In response to Aaron
Aaron Arndt is a talented Canadian inliner racing in Europe, along with fellow Canucks Andrew Hegarty & Sigrid Ziegler. They are training at the World Inline Center in Switzerland, and are taking that amazing step upward to go nose to nose with the best in the world.
I wish all three of them well. It’s odd that I seem to know more of the Canadian Inliners than Americans. It’s because I got to know them at the excellent Toronto inline club events, as well as in Lake Placid & at the Empire Speed races (RIP to that excellent series).
On Aaron’s website he wrote some notes to his commenters, and he asked of me:
I realized as I wrote an answer in the comments that I rarely talk about my own long-range plans here. I tend to write more about the “vibe” of training, or of daily things I see & think about.
Maybe this is a “cheater” entry, but so be it. Life is BUSY! So here is roughly what I replied to Aaron’s question:
after 3 years of RELIGIOUSLY adhering to scripted training ( I can count on one hand the number of times I went off-macrocycle plan for more than a few days), I am just doing “whatever I feel like” through the end of July..
This has been a ton of inline, road & mountain biking.. and almost no gym work or dryland/hill running that used to dominate my life..
I’m training about half what I used to.. but have no choice due to financial restrictions, I’m working like a dog on several clients websites, it’s good…. but I still feel great when I can get out & since I’m pretty rested, I can hammer like a freak. Who knows, that might make me faster.
I’m also about 10 lbs lighter than I was when doing pure ice sprinting, and loving it..

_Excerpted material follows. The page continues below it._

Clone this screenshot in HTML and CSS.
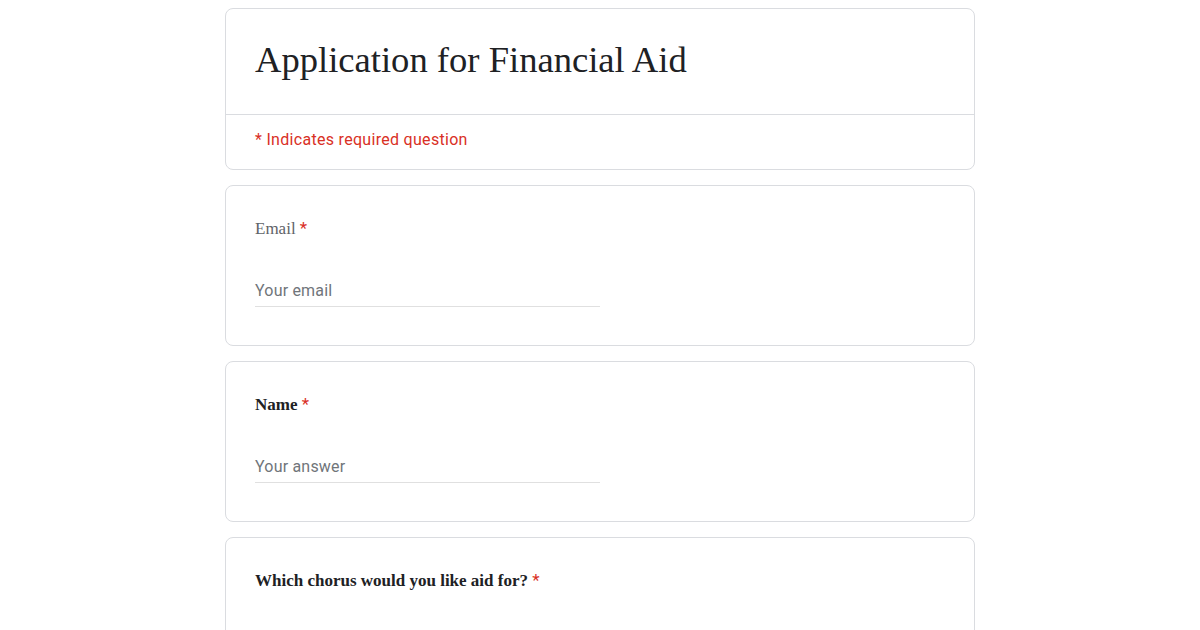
FILE: index.html
```html
<!DOCTYPE html>
<html>
<head>
<meta charset="utf-8">
<link rel="stylesheet" href="styles.css">
</head>
<body>
<div class="form">
  <div class="card header">
    <div class="header-top">
      <h1 class="title">Application for Financial Aid</h1>
    </div>
    <div class="header-bottom">
      <span class="required-note">* Indicates required question</span>
    </div>
  </div>
  <div class="card question">
    <div class="label label-email">Email <span class="star">*</span></div>
    <div class="input"><span class="placeholder">Your email</span></div>
  </div>
  <div class="card question">
    <div class="label label-bold">Name <span class="star">*</span></div>
    <div class="input"><span class="placeholder">Your answer</span></div>
  </div>
  <div class="card question">
    <div class="label label-bold">Which chorus would you like aid for? <span class="star">*</span></div>
  </div>
</div>
</body>
</html>
```
FILE: styles.css
```css
html, body {
  margin: 0;
  padding: 0;
  background: #ffffff;
}
body {
  font-family: Roboto, "Liberation Sans", sans-serif;
  color: #202124;
}
.form {
  width: 750px;
  margin: 8px auto 0;
  display: flex;
  flex-direction: column;
  gap: 15px;
}
.card {
  box-sizing: border-box;
  border: 1px solid #dadce0;
  border-radius: 8px;
  background: #fff;
}
.header-top {
  height: 106px;
  box-sizing: border-box;
  padding: 27px 29px 0;
  border-bottom: 1px solid #dadce0;
}
.title {
  margin: 0;
  font-family: "Liberation Serif", serif;
  font-weight: normal;
  font-size: 36.6px;
  line-height: 48px;
  height: 48px;
  color: #202124;
}
.header-bottom {
  height: 54px;
  box-sizing: border-box;
  padding: 15px 29px 0;
  line-height: 20px;
}
.required-note {
  color: #d93025;
  font-size: 16px;
  letter-spacing: 0.3px;
}
.question {
  height: 161px;
  padding: 31px 29px 0;
}
.label {
  font-family: "Liberation Serif", serif;
  font-size: 17px;
  line-height: 24px;
  height: 24px;
}
.label-email {
  color: #5f6368;
}
.label-bold {
  font-weight: bold;
  color: #202124;
}
.star {
  color: #d93025;
  font-family: Roboto, sans-serif;
  font-weight: normal;
  line-height: 1;
}
.input {
  margin-top: 38px;
  width: 345px;
  height: 24px;
  padding-bottom: 3px;
  border-bottom: 1px solid #e0e0e0;
  line-height: 24px;
}
.placeholder {
  font-size: 16px;
  letter-spacing: 0.2px;
  color: #70757a;
}
```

I’ve been suffering from some “warning” injuries in my feet/ankles for few years, and they seem to be healing… I don’t want to be crippled by arthritis when I’m 40 (and that’s only a few years away!), and my right ankle especially is rather crunchy..
I won’t be at the start line of A to A, as there is no way I could be in my skates for 82 miles.. I can hammer for about 2 hours, then I’m a burbling mess….
but I am thinking about maybe racing Napa Valley & the Northshore inline marathon in the pro-masters, maybe London if the winds blow right…. I skated Northshore in 97, and have always dreamed about going back… 5,000-ish skaters is pretty incredible.
I will be delaying getting back on the ice till late fall, and peaking for US LT champs in December, and Masters worlds in Germany in feb-march.
Of course, work comes first now.. but I’ll still be racing, & I’ll never stop skating, until they pry my speedskates from my cold, dead feet.
and of course, I will keep blogging here. I debated shutting it down for a while as the focus of my life changes away from being full time “skate-trash”, but why stop something that is so much fun?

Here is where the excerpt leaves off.